WRITTEN EXERCISE:
Drop the pictures, then extract the listing word for word.

GIVEN DATA:
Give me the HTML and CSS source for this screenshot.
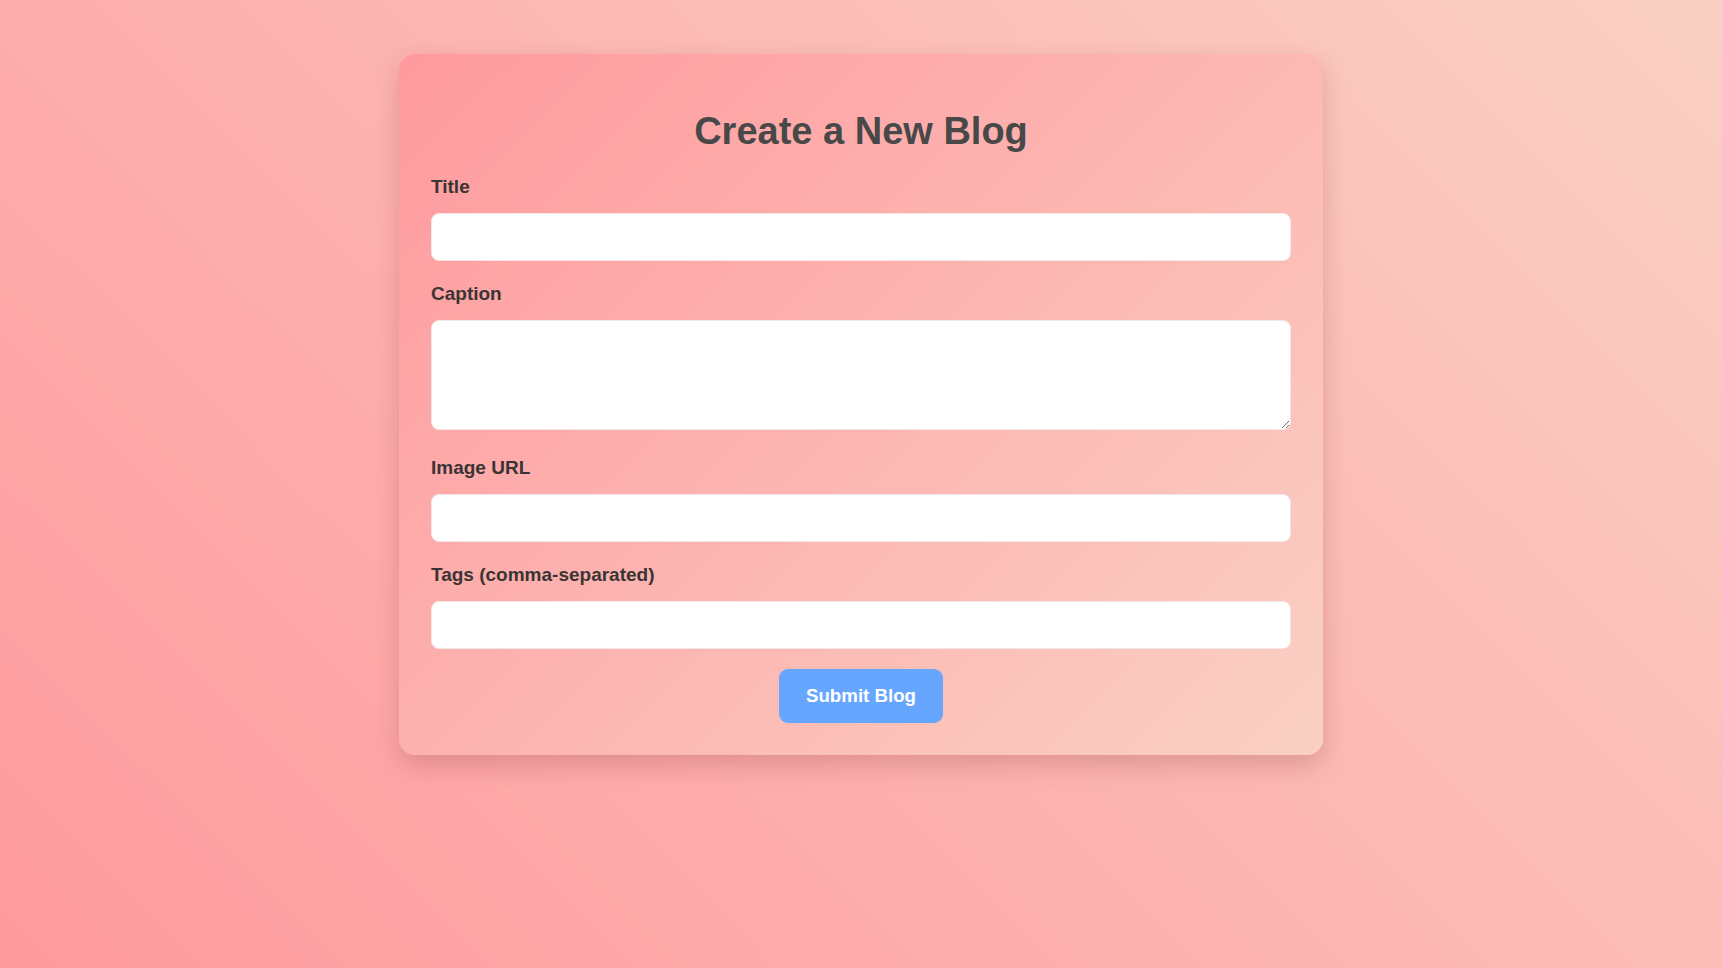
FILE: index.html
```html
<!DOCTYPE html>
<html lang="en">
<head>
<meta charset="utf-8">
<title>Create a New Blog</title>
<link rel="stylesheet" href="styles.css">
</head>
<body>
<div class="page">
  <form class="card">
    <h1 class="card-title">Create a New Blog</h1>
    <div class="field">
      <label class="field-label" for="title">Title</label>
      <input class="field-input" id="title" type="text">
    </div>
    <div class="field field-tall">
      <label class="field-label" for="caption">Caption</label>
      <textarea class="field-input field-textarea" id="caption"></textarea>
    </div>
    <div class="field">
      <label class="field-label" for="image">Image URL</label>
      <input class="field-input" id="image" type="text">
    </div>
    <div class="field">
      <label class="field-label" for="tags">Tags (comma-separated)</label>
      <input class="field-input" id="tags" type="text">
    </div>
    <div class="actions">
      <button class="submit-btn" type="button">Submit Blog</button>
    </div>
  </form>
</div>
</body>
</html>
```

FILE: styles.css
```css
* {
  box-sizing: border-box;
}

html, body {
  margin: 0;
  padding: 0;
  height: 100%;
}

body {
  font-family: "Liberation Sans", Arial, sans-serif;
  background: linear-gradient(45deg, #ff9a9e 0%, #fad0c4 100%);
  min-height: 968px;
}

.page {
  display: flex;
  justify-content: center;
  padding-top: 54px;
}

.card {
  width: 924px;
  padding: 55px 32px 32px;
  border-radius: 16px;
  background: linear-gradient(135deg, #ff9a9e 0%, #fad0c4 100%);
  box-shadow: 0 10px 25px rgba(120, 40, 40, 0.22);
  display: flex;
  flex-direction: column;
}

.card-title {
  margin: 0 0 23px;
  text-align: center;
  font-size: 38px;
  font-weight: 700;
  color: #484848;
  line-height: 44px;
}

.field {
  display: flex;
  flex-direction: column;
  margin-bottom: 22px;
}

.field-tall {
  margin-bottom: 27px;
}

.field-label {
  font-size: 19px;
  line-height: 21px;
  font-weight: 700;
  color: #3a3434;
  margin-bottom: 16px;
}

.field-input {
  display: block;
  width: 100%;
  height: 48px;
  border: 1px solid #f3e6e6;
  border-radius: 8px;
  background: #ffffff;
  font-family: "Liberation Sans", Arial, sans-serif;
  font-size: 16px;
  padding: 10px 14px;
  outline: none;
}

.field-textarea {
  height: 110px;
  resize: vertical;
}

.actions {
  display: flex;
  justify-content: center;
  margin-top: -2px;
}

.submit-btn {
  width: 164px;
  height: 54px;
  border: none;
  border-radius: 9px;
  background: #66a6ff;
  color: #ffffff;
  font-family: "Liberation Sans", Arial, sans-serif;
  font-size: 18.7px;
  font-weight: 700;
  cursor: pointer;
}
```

COMPLETED TASK:
Give me the HTML and CSS source for this screenshot.
FILE: index.html
```html
<!DOCTYPE html>
<html lang="en">
<head>
<meta charset="utf-8">
<title>Create a New Blog</title>
<link rel="stylesheet" href="styles.css">
</head>
<body>
<div class="page">
  <form class="card">
    <h1 class="card-title">Create a New Blog</h1>
    <div class="field">
      <label class="field-label" for="title">Title</label>
      <input class="field-input" id="title" type="text">
    </div>
    <div class="field field-tall">
      <label class="field-label" for="caption">Caption</label>
      <textarea class="field-input field-textarea" id="caption"></textarea>
    </div>
    <div class="field">
      <label class="field-label" for="image">Image URL</label>
      <input class="field-input" id="image" type="text">
    </div>
    <div class="field">
      <label class="field-label" for="tags">Tags (comma-separated)</label>
      <input class="field-input" id="tags" type="text">
    </div>
    <div class="actions">
      <button class="submit-btn" type="button">Submit Blog</button>
    </div>
  </form>
</div>
</body>
</html>
```

FILE: styles.css
```css
* {
  box-sizing: border-box;
}

html, body {
  margin: 0;
  padding: 0;
  height: 100%;
}

body {
  font-family: "Liberation Sans", Arial, sans-serif;
  background: linear-gradient(45deg, #ff9a9e 0%, #fad0c4 100%);
  min-height: 968px;
}

.page {
  display: flex;
  justify-content: center;
  padding-top: 54px;
}

.card {
  width: 924px;
  padding: 55px 32px 32px;
  border-radius: 16px;
  background: linear-gradient(135deg, #ff9a9e 0%, #fad0c4 100%);
  box-shadow: 0 10px 25px rgba(120, 40, 40, 0.22);
  display: flex;
  flex-direction: column;
}

.card-title {
  margin: 0 0 23px;
  text-align: center;
  font-size: 38px;
  font-weight: 700;
  color: #484848;
  line-height: 44px;
}

.field {
  display: flex;
  flex-direction: column;
  margin-bottom: 22px;
}

.field-tall {
  margin-bottom: 27px;
}

.field-label {
  font-size: 19px;
  line-height: 21px;
  font-weight: 700;
  color: #3a3434;
  margin-bottom: 16px;
}

.field-input {
  display: block;
  width: 100%;
  height: 48px;
  border: 1px solid #f3e6e6;
  border-radius: 8px;
  background: #ffffff;
  font-family: "Liberation Sans", Arial, sans-serif;
  font-size: 16px;
  padding: 10px 14px;
  outline: none;
}

.field-textarea {
  height: 110px;
  resize: vertical;
}

.actions {
  display: flex;
  justify-content: center;
  margin-top: -2px;
}

.submit-btn {
  width: 164px;
  height: 54px;
  border: none;
  border-radius: 9px;
  background: #66a6ff;
  color: #ffffff;
  font-family: "Liberation Sans", Arial, sans-serif;
  font-size: 18.7px;
  font-weight: 700;
  cursor: pointer;
}
```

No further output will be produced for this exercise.